**Goal**
Make an exact transcription of the material, leaving out all images.

**Data excerpt**
★ ★ ★ ★ ★

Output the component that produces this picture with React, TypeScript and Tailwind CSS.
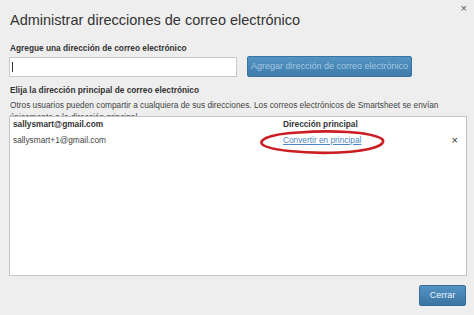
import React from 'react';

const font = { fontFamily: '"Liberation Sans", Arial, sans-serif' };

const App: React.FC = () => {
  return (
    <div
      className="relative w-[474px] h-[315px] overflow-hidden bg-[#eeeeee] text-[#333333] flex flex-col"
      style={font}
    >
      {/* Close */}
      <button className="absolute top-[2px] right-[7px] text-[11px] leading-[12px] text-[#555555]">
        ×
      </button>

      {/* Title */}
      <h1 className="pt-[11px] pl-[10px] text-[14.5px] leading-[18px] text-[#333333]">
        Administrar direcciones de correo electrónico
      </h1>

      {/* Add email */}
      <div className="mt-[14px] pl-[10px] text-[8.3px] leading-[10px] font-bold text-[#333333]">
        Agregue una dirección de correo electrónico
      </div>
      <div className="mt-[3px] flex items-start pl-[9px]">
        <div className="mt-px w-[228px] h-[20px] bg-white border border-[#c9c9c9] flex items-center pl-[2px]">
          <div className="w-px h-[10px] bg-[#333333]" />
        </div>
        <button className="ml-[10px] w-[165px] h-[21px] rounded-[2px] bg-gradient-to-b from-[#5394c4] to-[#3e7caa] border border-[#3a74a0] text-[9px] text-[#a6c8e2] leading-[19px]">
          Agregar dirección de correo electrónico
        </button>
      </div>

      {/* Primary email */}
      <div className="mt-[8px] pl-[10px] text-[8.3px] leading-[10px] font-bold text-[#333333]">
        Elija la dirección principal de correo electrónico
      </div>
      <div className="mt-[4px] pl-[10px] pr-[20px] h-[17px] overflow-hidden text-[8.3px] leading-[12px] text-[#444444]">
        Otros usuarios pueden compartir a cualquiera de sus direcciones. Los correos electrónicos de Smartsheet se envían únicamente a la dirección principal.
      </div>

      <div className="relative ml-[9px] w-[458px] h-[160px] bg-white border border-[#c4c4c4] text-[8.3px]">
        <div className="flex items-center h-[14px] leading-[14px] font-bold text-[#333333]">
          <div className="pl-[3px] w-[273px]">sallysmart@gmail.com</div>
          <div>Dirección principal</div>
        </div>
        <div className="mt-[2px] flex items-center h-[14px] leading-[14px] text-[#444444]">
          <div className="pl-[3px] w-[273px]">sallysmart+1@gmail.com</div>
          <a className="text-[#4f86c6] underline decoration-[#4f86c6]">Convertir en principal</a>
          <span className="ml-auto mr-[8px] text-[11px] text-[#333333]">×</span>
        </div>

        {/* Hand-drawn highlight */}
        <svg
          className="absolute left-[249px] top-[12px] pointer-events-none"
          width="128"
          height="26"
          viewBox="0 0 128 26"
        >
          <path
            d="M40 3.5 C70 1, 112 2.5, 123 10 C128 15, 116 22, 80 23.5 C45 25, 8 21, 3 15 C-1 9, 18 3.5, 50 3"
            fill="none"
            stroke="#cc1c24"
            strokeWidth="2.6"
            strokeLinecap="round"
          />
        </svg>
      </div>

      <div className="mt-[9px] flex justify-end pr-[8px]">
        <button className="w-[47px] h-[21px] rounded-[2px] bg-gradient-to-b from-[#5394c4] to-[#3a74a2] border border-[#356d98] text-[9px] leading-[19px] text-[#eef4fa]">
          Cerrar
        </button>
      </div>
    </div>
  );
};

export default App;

★ ★ ★ ★ ★

**Solution below**
Output the component that produces this picture with React, TypeScript and Tailwind CSS.
import React from 'react';

const font = { fontFamily: '"Liberation Sans", Arial, sans-serif' };

const App: React.FC = () => {
  return (
    <div
      className="relative w-[474px] h-[315px] overflow-hidden bg-[#eeeeee] text-[#333333] flex flex-col"
      style={font}
    >
      {/* Close */}
      <button className="absolute top-[2px] right-[7px] text-[11px] leading-[12px] text-[#555555]">
        ×
      </button>

      {/* Title */}
      <h1 className="pt-[11px] pl-[10px] text-[14.5px] leading-[18px] text-[#333333]">
        Administrar direcciones de correo electrónico
      </h1>

      {/* Add email */}
      <div className="mt-[14px] pl-[10px] text-[8.3px] leading-[10px] font-bold text-[#333333]">
        Agregue una dirección de correo electrónico
      </div>
      <div className="mt-[3px] flex items-start pl-[9px]">
        <div className="mt-px w-[228px] h-[20px] bg-white border border-[#c9c9c9] flex items-center pl-[2px]">
          <div className="w-px h-[10px] bg-[#333333]" />
        </div>
        <button className="ml-[10px] w-[165px] h-[21px] rounded-[2px] bg-gradient-to-b from-[#5394c4] to-[#3e7caa] border border-[#3a74a0] text-[9px] text-[#a6c8e2] leading-[19px]">
          Agregar dirección de correo electrónico
        </button>
      </div>

      {/* Primary email */}
      <div className="mt-[8px] pl-[10px] text-[8.3px] leading-[10px] font-bold text-[#333333]">
        Elija la dirección principal de correo electrónico
      </div>
      <div className="mt-[4px] pl-[10px] pr-[20px] h-[17px] overflow-hidden text-[8.3px] leading-[12px] text-[#444444]">
        Otros usuarios pueden compartir a cualquiera de sus direcciones. Los correos electrónicos de Smartsheet se envían únicamente a la dirección principal.
      </div>

      <div className="relative ml-[9px] w-[458px] h-[160px] bg-white border border-[#c4c4c4] text-[8.3px]">
        <div className="flex items-center h-[14px] leading-[14px] font-bold text-[#333333]">
          <div className="pl-[3px] w-[273px]">sallysmart@gmail.com</div>
          <div>Dirección principal</div>
        </div>
        <div className="mt-[2px] flex items-center h-[14px] leading-[14px] text-[#444444]">
          <div className="pl-[3px] w-[273px]">sallysmart+1@gmail.com</div>
          <a className="text-[#4f86c6] underline decoration-[#4f86c6]">Convertir en principal</a>
          <span className="ml-auto mr-[8px] text-[11px] text-[#333333]">×</span>
        </div>

        {/* Hand-drawn highlight */}
        <svg
          className="absolute left-[249px] top-[12px] pointer-events-none"
          width="128"
          height="26"
          viewBox="0 0 128 26"
        >
          <path
            d="M40 3.5 C70 1, 112 2.5, 123 10 C128 15, 116 22, 80 23.5 C45 25, 8 21, 3 15 C-1 9, 18 3.5, 50 3"
            fill="none"
            stroke="#cc1c24"
            strokeWidth="2.6"
            strokeLinecap="round"
          />
        </svg>
      </div>

      <div className="mt-[9px] flex justify-end pr-[8px]">
        <button className="w-[47px] h-[21px] rounded-[2px] bg-gradient-to-b from-[#5394c4] to-[#3a74a2] border border-[#356d98] text-[9px] leading-[19px] text-[#eef4fa]">
          Cerrar
        </button>
      </div>
    </div>
  );
};

export default App;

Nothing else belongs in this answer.